Este hombre es una especie de patriarca. Sentado junto a una cocina improvisada, sus palabras son escuchadas con atención por El Bolivia. Joven, bien parecido y siempre con una sonrisa en los labios, este veinteañero ejerce de mascota de este campamento de la pobreza. Va dando saltos aquí y allá, ha improvisado un columpio en la rama de un árbol y, al parecer, es un campeón jugando a las damas.
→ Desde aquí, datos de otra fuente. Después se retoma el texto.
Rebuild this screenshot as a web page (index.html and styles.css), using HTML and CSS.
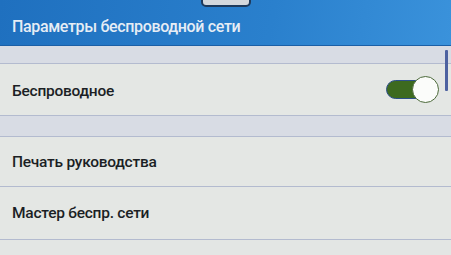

«¡Cinco, cinco órdenes de expulsión tengo ya!», presume con sorna mientras enseña la última, lograda, según su testimonio, «por estar sentado por fuera de las verjas del parque a verlas venir». «Un policía novato estaba seguro de que iba a tener droga, y como no fue así y le eché un par de bromas, acabé en el calabozo», dice como si nada. Sabe que no la va a cumplir, pero que tampoco le quita el sueño. «Peor que ahora no me va a ir», concluye.


Ni la Iglesia, ni las ONG, ni Cáritas… Para ellos ya no hay esperanza en ninguna institución. Ni en los vecinos. Ahora el edificio que se encuentra sobre su cabeza está en obras, y ya nadie se presta a dejarles ropa o comida. Y los males no acaban ahí. Hasta hace poco contaban con una tubería que aportaba agua. Una avería la inutilizó hace una semana. Nadie ha ido a arreglarla. Ahora, para llenar las botellas de plástico deben acudir a un parque cercano, situado a un kilómetro. El aseo personal obliga a un recorrido mayor, con parada final en las duchas públicas de Embajadores.


«El mundo nos ha dado la espalda. El Ayuntamiento y el Gobierno han decidido que lo mejor es hacer como si no existiéramos. Sin embargo, gozamos de algo de intimidad. Nos conocemos entre todos y apenas hay problemas, pero al mismo tiempo nos sentimos como si estuviéramos en el limbo, en un lugar apartado del mundo que no le interesa a nadie», filosofa El Cambalache.


No piensan igual algunos vecinos de los alrededores, que se quejan del mal olor y del ruido. «Lo he denunciado en la Plaza de la Villa, pero nadie me hace caso. Hasta la Policía Nacional y Municipal me reconocen que no tienen potestad para hacer nada», afirma Antonio, que cada vez que sale a pasear a la Casa de Campo se encuentra con «un espectáculo increíble».


«Entiendo que no tengan a dónde ir, pero a nadie le gusta tener un nido de pulgas bajo su ventana», concluye otra señora, que cree que «todo ha ido a peor en el barrio» desde que aparecieron los nuevos conquistadores de la muralla árabe.